Restate the data exactly as given and keep the pictures out.
· · · ·
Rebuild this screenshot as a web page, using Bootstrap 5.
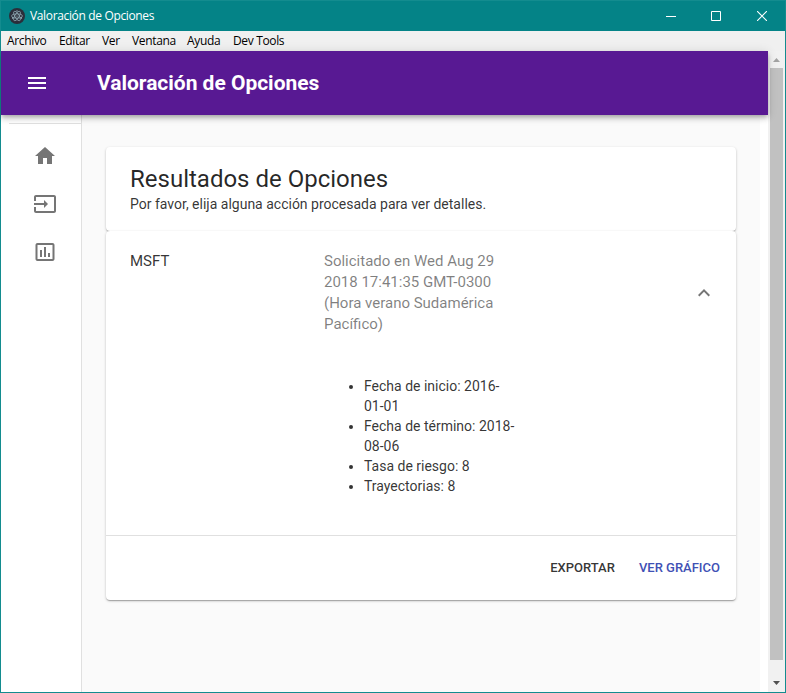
<!DOCTYPE html>
<html lang="es">
<head>
<meta charset="utf-8">
<title>Valoración de Opciones</title>
<link href="https://cdn.jsdelivr.net/npm/bootstrap@5.3.0/dist/css/bootstrap.min.css" rel="stylesheet">
<style>
body{font-family:Roboto,sans-serif;font-size:14px;line-height:20px;color:rgba(0,0,0,.8);background:#fff}
svg{display:block;flex:none}
.window{height:693px;border:1px solid #138c8f}
.titlebar{height:30px;background:#048387;color:#fff;padding-left:8px;font:12px/30px "Open Sans",sans-serif}
.title-text{margin-left:5px;letter-spacing:-.35px}
.win-btn{width:46px;height:30px}
.win-min{padding-left:2px}
.menubar{height:20px;background:#f0f0f0;color:#000;padding-left:6px;font:12px/20px "Open Sans",sans-serif;letter-spacing:-.35px}
.menubar span{white-space:nowrap}
.w1{width:52px}.w2{width:43px}.w3{width:30px}.w4{width:55px}.w5{width:46px}
.appbar{height:64px;background:#581993;color:#fff;padding-left:24px;z-index:2;box-shadow:0 2px 4px -1px rgba(0,0,0,.2),0 4px 5px 0 rgba(0,0,0,.14),0 1px 10px 0 rgba(0,0,0,.12)}
.appbar h1{font-size:21px;font-weight:700;line-height:24px;margin-left:48px;letter-spacing:-.02px}
.side{width:81px;border-right:1px solid #e0e0e0;padding-top:8px}
.side hr{margin:0 0 0 8px;border-top:1px solid #e0e0e0;opacity:1}
.side a{height:48px;padding-left:32px;color:#757575}
.main{width:678px;background:#fafafa;padding:32px 24px 0}
.panel{background:#fff;border-radius:4px;box-shadow:0 1px 3px 0 rgba(0,0,0,.2),0 1px 1px 0 rgba(0,0,0,.14),0 2px 1px -1px rgba(0,0,0,.12)}
.panel-head{height:84px;padding:16px 24px}
.panel-head h2{font-size:24px;font-weight:400;line-height:32px;margin:0 0 -1px;color:rgba(0,0,0,.85)}
.panel-body{height:369px}
.summary{height:124px;padding:20px 20px 0 24px;font-size:15px;line-height:21px}
.c1{width:194px}.c2{width:194px}
.when{color:rgba(0,0,0,.5)}
.chevron{margin-top:30px;color:#757575}
.details{height:180px;padding:21px 24px 0 218px}
.details ul{width:194px;padding-left:40px;margin:0}
.actions{height:65px;border-top:1px solid #e0e0e0;padding-right:16px;gap:24px;font-size:13px;font-weight:500}
.accent{color:#3f51b5}
.scroller{width:17px;background:#f1f1f1}
.thumb{width:13px;height:592px;background:#c1c1c1}
</style>
<script src="https://cdn.jsdelivr.net/npm/bootstrap@5.3.0/dist/js/bootstrap.bundle.min.js"></script>
</head>
<body class="overflow-hidden">
<div class="window d-flex flex-column">
  <header class="titlebar d-flex align-items-center">
    <svg width="16" height="16" viewBox="0 0 16 16"><circle cx="8" cy="8" r="8" fill="#2b2e3a"/><g fill="none" stroke="#9dbac4" stroke-width=".65"><ellipse cx="8" cy="8" rx="5.400" ry="2.100"/><ellipse cx="8" cy="8" rx="5.400" ry="2.100" transform="rotate(60 8 8)"/><ellipse cx="8" cy="8" rx="5.400" ry="2.100" transform="rotate(120 8 8)"/></g><g fill="#a9c6cf"><circle cx="8" cy="8" r=".6"/><circle cx="3.600" cy="10" r=".7"/><circle cx="12.400" cy="10" r=".7"/><circle cx="8" cy="2.800" r=".6"/></g></svg>
    <span class="title-text me-auto">Valoración de Opciones</span>
    <div class="win-btn win-min d-flex align-items-center justify-content-center"><svg width="10" height="10"><path d="M0 5.500h10" stroke="#fff"/></svg></div>
    <div class="win-btn d-flex align-items-center justify-content-center"><svg width="10" height="10"><path d="M.5.500h9v9h-9z" fill="none" stroke="#fff"/></svg></div>
    <div class="win-btn d-flex align-items-center justify-content-center"><svg width="10" height="10"><path d="M0 0l10 10M10 0L0 10" stroke="#fff" stroke-width="1.100"/></svg></div>
  </header>
  <nav class="menubar d-flex"><span class="w1">Archivo</span><span class="w2">Editar</span><span class="w3">Ver</span><span class="w4">Ventana</span><span class="w5">Ayuda</span><span>Dev Tools</span></nav>
  <div class="d-flex flex-grow-1">
    <div class="d-flex flex-column flex-grow-1">
      <div class="appbar d-flex align-items-center position-relative">
        <svg width="24" height="24" viewBox="0 0 24 24" fill="#fff"><path d="M3 18h18v-2H3v2zm0-5h18v-2H3v2zm0-7v2h18V6H3z"/></svg>
        <h1 class="mb-0">Valoración de Opciones</h1>
      </div>
      <div class="d-flex flex-grow-1">
        <aside class="side">
          <hr>
          <nav class="d-flex flex-column pt-2">
            <a class="d-flex align-items-center"><svg width="24" height="24" viewBox="0 0 24 24" fill="currentColor"><path d="M10 20v-6h4v6h5v-8h3L12 3 2 12h3v8z"/></svg></a>
            <a class="d-flex align-items-center"><svg width="24" height="24" viewBox="0 0 24 24" fill="currentColor"><path d="M21 3.010H3c-1.100 0-2 .9-2 2V9h2V4.990h18v14.030H3V15H1v4.010c0 1.100.9 1.980 2 1.980h18c1.100 0 2-.88 2-1.980v-14c0-1.110-.9-2-2-2zM11 16l4-4-4-4v3H1v2h10v3z"/></svg></a>
            <a class="d-flex align-items-center"><svg width="24" height="24" viewBox="0 0 24 24" fill="currentColor"><path d="M9 17H7v-7h2v7zm4 0h-2V7h2v10zm4 0h-2v-4h2v4zm2.500 2.100h-15V5h15v14.100zm0-16.100h-15c-1.100 0-2 .9-2 2v14c0 1.100.9 2 2 2h15c1.100 0 2-.9 2-2V5c0-1.100-.9-2-2-2z"/></svg></a>
          </nav>
        </aside>
        <main class="main">
          <section class="panel panel-head">
            <h2>Resultados de Opciones</h2>
            <p class="mb-0">Por favor, elija alguna acción procesada para ver detalles.</p>
          </section>
          <section class="panel panel-body">
            <div class="summary d-flex">
              <div class="c1">MSFT</div>
              <div class="c2 when">Solicitado en Wed Aug 29<br>2018 17:41:35 GMT-0300<br>(Hora verano Sudamérica<br>Pacífico)</div>
              <svg class="ms-auto chevron" width="24" height="24" viewBox="0 0 24 24" fill="currentColor"><path d="M12 8l-6 6 1.410 1.410L12 10.830l4.590 4.580L18 14z"/></svg>
            </div>
            <div class="details d-flex"><ul>
              <li>Fecha de inicio: 2016-<br>01-01</li>
              <li>Fecha de término: 2018-<br>08-06</li>
              <li>Tasa de riesgo: 8</li>
              <li>Trayectorias: 8</li>
            </ul></div>
            <div class="actions d-flex align-items-center justify-content-end"><span>EXPORTAR</span><span class="accent">VER GRÁFICO</span></div>
          </section>
        </main>
      </div>
    </div>
    <div class="scroller d-flex flex-column align-items-center justify-content-between">
      <svg width="17" height="17"><path d="M5 11h7L8.500 7z" fill="#a3a3a3"/></svg>
      <div class="thumb"></div>
      <svg class="mt-auto" width="17" height="17"><path d="M5 6h7L8.500 10z" fill="#505050"/></svg>
    </div>
  </div>
</div>
</body>
</html>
· · · ·
→ EXERCISE SOLUTION:
Rebuild this screenshot as a web page, using Bootstrap 5.
<!DOCTYPE html>
<html lang="es">
<head>
<meta charset="utf-8">
<title>Valoración de Opciones</title>
<link href="https://cdn.jsdelivr.net/npm/bootstrap@5.3.0/dist/css/bootstrap.min.css" rel="stylesheet">
<style>
body{font-family:Roboto,sans-serif;font-size:14px;line-height:20px;color:rgba(0,0,0,.8);background:#fff}
svg{display:block;flex:none}
.window{height:693px;border:1px solid #138c8f}
.titlebar{height:30px;background:#048387;color:#fff;padding-left:8px;font:12px/30px "Open Sans",sans-serif}
.title-text{margin-left:5px;letter-spacing:-.35px}
.win-btn{width:46px;height:30px}
.win-min{padding-left:2px}
.menubar{height:20px;background:#f0f0f0;color:#000;padding-left:6px;font:12px/20px "Open Sans",sans-serif;letter-spacing:-.35px}
.menubar span{white-space:nowrap}
.w1{width:52px}.w2{width:43px}.w3{width:30px}.w4{width:55px}.w5{width:46px}
.appbar{height:64px;background:#581993;color:#fff;padding-left:24px;z-index:2;box-shadow:0 2px 4px -1px rgba(0,0,0,.2),0 4px 5px 0 rgba(0,0,0,.14),0 1px 10px 0 rgba(0,0,0,.12)}
.appbar h1{font-size:21px;font-weight:700;line-height:24px;margin-left:48px;letter-spacing:-.02px}
.side{width:81px;border-right:1px solid #e0e0e0;padding-top:8px}
.side hr{margin:0 0 0 8px;border-top:1px solid #e0e0e0;opacity:1}
.side a{height:48px;padding-left:32px;color:#757575}
.main{width:678px;background:#fafafa;padding:32px 24px 0}
.panel{background:#fff;border-radius:4px;box-shadow:0 1px 3px 0 rgba(0,0,0,.2),0 1px 1px 0 rgba(0,0,0,.14),0 2px 1px -1px rgba(0,0,0,.12)}
.panel-head{height:84px;padding:16px 24px}
.panel-head h2{font-size:24px;font-weight:400;line-height:32px;margin:0 0 -1px;color:rgba(0,0,0,.85)}
.panel-body{height:369px}
.summary{height:124px;padding:20px 20px 0 24px;font-size:15px;line-height:21px}
.c1{width:194px}.c2{width:194px}
.when{color:rgba(0,0,0,.5)}
.chevron{margin-top:30px;color:#757575}
.details{height:180px;padding:21px 24px 0 218px}
.details ul{width:194px;padding-left:40px;margin:0}
.actions{height:65px;border-top:1px solid #e0e0e0;padding-right:16px;gap:24px;font-size:13px;font-weight:500}
.accent{color:#3f51b5}
.scroller{width:17px;background:#f1f1f1}
.thumb{width:13px;height:592px;background:#c1c1c1}
</style>
<script src="https://cdn.jsdelivr.net/npm/bootstrap@5.3.0/dist/js/bootstrap.bundle.min.js"></script>
</head>
<body class="overflow-hidden">
<div class="window d-flex flex-column">
  <header class="titlebar d-flex align-items-center">
    <svg width="16" height="16" viewBox="0 0 16 16"><circle cx="8" cy="8" r="8" fill="#2b2e3a"/><g fill="none" stroke="#9dbac4" stroke-width=".65"><ellipse cx="8" cy="8" rx="5.400" ry="2.100"/><ellipse cx="8" cy="8" rx="5.400" ry="2.100" transform="rotate(60 8 8)"/><ellipse cx="8" cy="8" rx="5.400" ry="2.100" transform="rotate(120 8 8)"/></g><g fill="#a9c6cf"><circle cx="8" cy="8" r=".6"/><circle cx="3.600" cy="10" r=".7"/><circle cx="12.400" cy="10" r=".7"/><circle cx="8" cy="2.800" r=".6"/></g></svg>
    <span class="title-text me-auto">Valoración de Opciones</span>
    <div class="win-btn win-min d-flex align-items-center justify-content-center"><svg width="10" height="10"><path d="M0 5.500h10" stroke="#fff"/></svg></div>
    <div class="win-btn d-flex align-items-center justify-content-center"><svg width="10" height="10"><path d="M.5.500h9v9h-9z" fill="none" stroke="#fff"/></svg></div>
    <div class="win-btn d-flex align-items-center justify-content-center"><svg width="10" height="10"><path d="M0 0l10 10M10 0L0 10" stroke="#fff" stroke-width="1.100"/></svg></div>
  </header>
  <nav class="menubar d-flex"><span class="w1">Archivo</span><span class="w2">Editar</span><span class="w3">Ver</span><span class="w4">Ventana</span><span class="w5">Ayuda</span><span>Dev Tools</span></nav>
  <div class="d-flex flex-grow-1">
    <div class="d-flex flex-column flex-grow-1">
      <div class="appbar d-flex align-items-center position-relative">
        <svg width="24" height="24" viewBox="0 0 24 24" fill="#fff"><path d="M3 18h18v-2H3v2zm0-5h18v-2H3v2zm0-7v2h18V6H3z"/></svg>
        <h1 class="mb-0">Valoración de Opciones</h1>
      </div>
      <div class="d-flex flex-grow-1">
        <aside class="side">
          <hr>
          <nav class="d-flex flex-column pt-2">
            <a class="d-flex align-items-center"><svg width="24" height="24" viewBox="0 0 24 24" fill="currentColor"><path d="M10 20v-6h4v6h5v-8h3L12 3 2 12h3v8z"/></svg></a>
            <a class="d-flex align-items-center"><svg width="24" height="24" viewBox="0 0 24 24" fill="currentColor"><path d="M21 3.010H3c-1.100 0-2 .9-2 2V9h2V4.990h18v14.030H3V15H1v4.010c0 1.100.9 1.980 2 1.980h18c1.100 0 2-.88 2-1.980v-14c0-1.110-.9-2-2-2zM11 16l4-4-4-4v3H1v2h10v3z"/></svg></a>
            <a class="d-flex align-items-center"><svg width="24" height="24" viewBox="0 0 24 24" fill="currentColor"><path d="M9 17H7v-7h2v7zm4 0h-2V7h2v10zm4 0h-2v-4h2v4zm2.500 2.100h-15V5h15v14.100zm0-16.100h-15c-1.100 0-2 .9-2 2v14c0 1.100.9 2 2 2h15c1.100 0 2-.9 2-2V5c0-1.100-.9-2-2-2z"/></svg></a>
          </nav>
        </aside>
        <main class="main">
          <section class="panel panel-head">
            <h2>Resultados de Opciones</h2>
            <p class="mb-0">Por favor, elija alguna acción procesada para ver detalles.</p>
          </section>
          <section class="panel panel-body">
            <div class="summary d-flex">
              <div class="c1">MSFT</div>
              <div class="c2 when">Solicitado en Wed Aug 29<br>2018 17:41:35 GMT-0300<br>(Hora verano Sudamérica<br>Pacífico)</div>
              <svg class="ms-auto chevron" width="24" height="24" viewBox="0 0 24 24" fill="currentColor"><path d="M12 8l-6 6 1.410 1.410L12 10.830l4.590 4.580L18 14z"/></svg>
            </div>
            <div class="details d-flex"><ul>
              <li>Fecha de inicio: 2016-<br>01-01</li>
              <li>Fecha de término: 2018-<br>08-06</li>
              <li>Tasa de riesgo: 8</li>
              <li>Trayectorias: 8</li>
            </ul></div>
            <div class="actions d-flex align-items-center justify-content-end"><span>EXPORTAR</span><span class="accent">VER GRÁFICO</span></div>
          </section>
        </main>
      </div>
    </div>
    <div class="scroller d-flex flex-column align-items-center justify-content-between">
      <svg width="17" height="17"><path d="M5 11h7L8.500 7z" fill="#a3a3a3"/></svg>
      <div class="thumb"></div>
      <svg class="mt-auto" width="17" height="17"><path d="M5 6h7L8.500 10z" fill="#505050"/></svg>
    </div>
  </div>
</div>
</body>
</html>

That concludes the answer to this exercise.